Job
Transcribe the material in full. Nothing should differ except that the pictures are left out.

Supplied material
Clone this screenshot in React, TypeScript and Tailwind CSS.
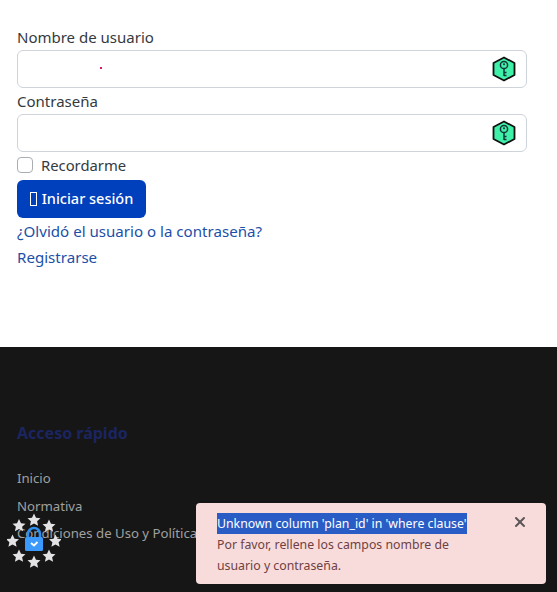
import { X } from 'lucide-react'

function KeyBadge() {
  return (
    <svg width="24" height="26" viewBox="0 0 24 26" className="shrink-0">
      <polygon points="12,1.5 22.5,7 22.5,19 12,24.5 1.5,19 1.5,7" fill="#3ff0a8" stroke="#111" strokeWidth="1.8" strokeLinejoin="round" />
      <circle cx="12" cy="9" r="3.6" fill="none" stroke="#17343a" strokeWidth="1.5" />
      <circle cx="12" cy="8.2" r="1" fill="#17343a" />
      <path d="M12 12.6V20M12 16.4H14.5M12 19.4H14.5" fill="none" stroke="#17343a" strokeWidth="1.5" />
    </svg>
  )
}

function Field({ label, dot }: { label: string; dot?: boolean }) {
  return (
    <div>
      <label className="block h-6 leading-[22px]">{label}</label>
      <div className="relative flex h-[38px] items-center justify-end rounded-md border border-[#ced4da] bg-white pr-[10px]">
        {dot && <span className="absolute left-[82px] top-[16px] h-[2px] w-[2px] bg-[#e0156b]" />}
        <KeyBadge />
      </div>
    </div>
  )
}

function Star({ x, y }: { x: number; y: number }) {
  return <polygon transform={`translate(${x} ${y})`} points="0,-6.5 2,-2.2 6.5,-1.8 3.1,1.2 4.1,5.8 0,3.4 -4.1,5.8 -3.1,1.2 -6.5,-1.8 -2,-2.2" fill="#e3e3e6" />
}

function TrustBadge() {
  const stars = [
    [27, 7], [42, 13], [48.5, 28], [42, 43], [27, 49], [12, 43], [5.5, 28], [12, 12.5]
  ]
  return (
    <svg width="54" height="56" viewBox="0 0 54 56" className="absolute left-[7px] top-[513px]">
      {stars.map(([x, y]) => <Star key={`${x}-${y}`} x={x} y={y} />)}
      <path d="M21 24v-3a6 6 0 0 1 12 0v3" fill="none" stroke="#2f8ff0" strokeWidth="2.5" />
      <rect x="18" y="24" width="18" height="14" rx="1.5" fill="#3b99fc" />
      <path d="M24 30l3 2.5 3.5-3.5" fill="none" stroke="#fff" strokeWidth="1.8" />
    </svg>
  )
}

export default function App() {
  return (
    <div className="relative h-[592px] w-[557px] overflow-hidden bg-white text-[15px] text-[#333a40] font-['Noto_Sans','Open_Sans',sans-serif]">
      <main className="h-[347px] px-[17px] pt-[25px]">
        <div className="w-[510px]">
          <div className="pt-px">
            <Field label="Nombre de usuario" dot />
          </div>
          <div className="mt-[2px]">
            <Field label="Contraseña" />
          </div>
          <div className="mt-[1px] flex h-6 items-center gap-2">
            <span className="h-4 w-4 rounded-[4px] border border-[#a9aeb3] bg-white" />
            <span className="text-[14.8px]">Recordarme</span>
          </div>
          <button className="mt-[3px] flex h-[38px] w-[129px] items-center justify-center gap-[5px] rounded-md bg-[#0040bd] text-[14.5px] font-medium text-white">
            <span className="h-[14px] w-[7px] border border-white" />
            Iniciar sesión
          </button>
          <div className="flex flex-col text-[#1c4fa8] text-[15.1px]">
            <a className="h-[26px] leading-[26px]">¿Olvidó el usuario o la contraseña?</a>
            <a className="h-[26px] leading-[26px]">Registrarse</a>
          </div>
        </div>
      </main>

      <footer className="h-[245px] bg-[#161616] px-[17px] pt-[74px] text-[13.2px] text-[#a0a0a0]">
        <h2 className="h-6 text-[16px] font-bold leading-6 text-[#1b2560]">Acceso rápido</h2>
        <ul className="mt-[20px] flex flex-col">
          <li className="h-[27.5px] leading-[27.5px]">Inicio</li>
          <li className="h-[27.5px] leading-[27.5px]">Normativa</li>
          <li className="h-[27.5px] whitespace-nowrap leading-[27.5px]">Condiciones de Uso y Política</li>
        </ul>
      </footer>

      <TrustBadge />

      <div className="absolute left-[196px] top-[503px] h-[81px] w-[350px] rounded bg-[#f8dcdc] pl-[21px] pt-[10px] text-[12.3px] leading-[21px] text-[#6f3f43]">
        <div className="w-fit bg-[#2a5cc6] text-white">Unknown column 'plan_id' in 'where clause'</div>
        <p className="w-[250px]">Por favor, rellene los campos nombre de usuario y contraseña.</p>
        <X className="absolute right-[18px] top-[11px] text-[#5c5556]" size={16} strokeWidth={3} />
      </div>
    </div>
  )
}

Written solution
Clone this screenshot in React, TypeScript and Tailwind CSS.
import { X } from 'lucide-react'

function KeyBadge() {
  return (
    <svg width="24" height="26" viewBox="0 0 24 26" className="shrink-0">
      <polygon points="12,1.5 22.5,7 22.5,19 12,24.5 1.5,19 1.5,7" fill="#3ff0a8" stroke="#111" strokeWidth="1.8" strokeLinejoin="round" />
      <circle cx="12" cy="9" r="3.6" fill="none" stroke="#17343a" strokeWidth="1.5" />
      <circle cx="12" cy="8.2" r="1" fill="#17343a" />
      <path d="M12 12.6V20M12 16.4H14.5M12 19.4H14.5" fill="none" stroke="#17343a" strokeWidth="1.5" />
    </svg>
  )
}

function Field({ label, dot }: { label: string; dot?: boolean }) {
  return (
    <div>
      <label className="block h-6 leading-[22px]">{label}</label>
      <div className="relative flex h-[38px] items-center justify-end rounded-md border border-[#ced4da] bg-white pr-[10px]">
        {dot && <span className="absolute left-[82px] top-[16px] h-[2px] w-[2px] bg-[#e0156b]" />}
        <KeyBadge />
      </div>
    </div>
  )
}

function Star({ x, y }: { x: number; y: number }) {
  return <polygon transform={`translate(${x} ${y})`} points="0,-6.5 2,-2.2 6.5,-1.8 3.1,1.2 4.1,5.8 0,3.4 -4.1,5.8 -3.1,1.2 -6.5,-1.8 -2,-2.2" fill="#e3e3e6" />
}

function TrustBadge() {
  const stars = [
    [27, 7], [42, 13], [48.5, 28], [42, 43], [27, 49], [12, 43], [5.5, 28], [12, 12.5]
  ]
  return (
    <svg width="54" height="56" viewBox="0 0 54 56" className="absolute left-[7px] top-[513px]">
      {stars.map(([x, y]) => <Star key={`${x}-${y}`} x={x} y={y} />)}
      <path d="M21 24v-3a6 6 0 0 1 12 0v3" fill="none" stroke="#2f8ff0" strokeWidth="2.5" />
      <rect x="18" y="24" width="18" height="14" rx="1.5" fill="#3b99fc" />
      <path d="M24 30l3 2.5 3.5-3.5" fill="none" stroke="#fff" strokeWidth="1.8" />
    </svg>
  )
}

export default function App() {
  return (
    <div className="relative h-[592px] w-[557px] overflow-hidden bg-white text-[15px] text-[#333a40] font-['Noto_Sans','Open_Sans',sans-serif]">
      <main className="h-[347px] px-[17px] pt-[25px]">
        <div className="w-[510px]">
          <div className="pt-px">
            <Field label="Nombre de usuario" dot />
          </div>
          <div className="mt-[2px]">
            <Field label="Contraseña" />
          </div>
          <div className="mt-[1px] flex h-6 items-center gap-2">
            <span className="h-4 w-4 rounded-[4px] border border-[#a9aeb3] bg-white" />
            <span className="text-[14.8px]">Recordarme</span>
          </div>
          <button className="mt-[3px] flex h-[38px] w-[129px] items-center justify-center gap-[5px] rounded-md bg-[#0040bd] text-[14.5px] font-medium text-white">
            <span className="h-[14px] w-[7px] border border-white" />
            Iniciar sesión
          </button>
          <div className="flex flex-col text-[#1c4fa8] text-[15.1px]">
            <a className="h-[26px] leading-[26px]">¿Olvidó el usuario o la contraseña?</a>
            <a className="h-[26px] leading-[26px]">Registrarse</a>
          </div>
        </div>
      </main>

      <footer className="h-[245px] bg-[#161616] px-[17px] pt-[74px] text-[13.2px] text-[#a0a0a0]">
        <h2 className="h-6 text-[16px] font-bold leading-6 text-[#1b2560]">Acceso rápido</h2>
        <ul className="mt-[20px] flex flex-col">
          <li className="h-[27.5px] leading-[27.5px]">Inicio</li>
          <li className="h-[27.5px] leading-[27.5px]">Normativa</li>
          <li className="h-[27.5px] whitespace-nowrap leading-[27.5px]">Condiciones de Uso y Política</li>
        </ul>
      </footer>

      <TrustBadge />

      <div className="absolute left-[196px] top-[503px] h-[81px] w-[350px] rounded bg-[#f8dcdc] pl-[21px] pt-[10px] text-[12.3px] leading-[21px] text-[#6f3f43]">
        <div className="w-fit bg-[#2a5cc6] text-white">Unknown column 'plan_id' in 'where clause'</div>
        <p className="w-[250px]">Por favor, rellene los campos nombre de usuario y contraseña.</p>
        <X className="absolute right-[18px] top-[11px] text-[#5c5556]" size={16} strokeWidth={3} />
      </div>
    </div>
  )
}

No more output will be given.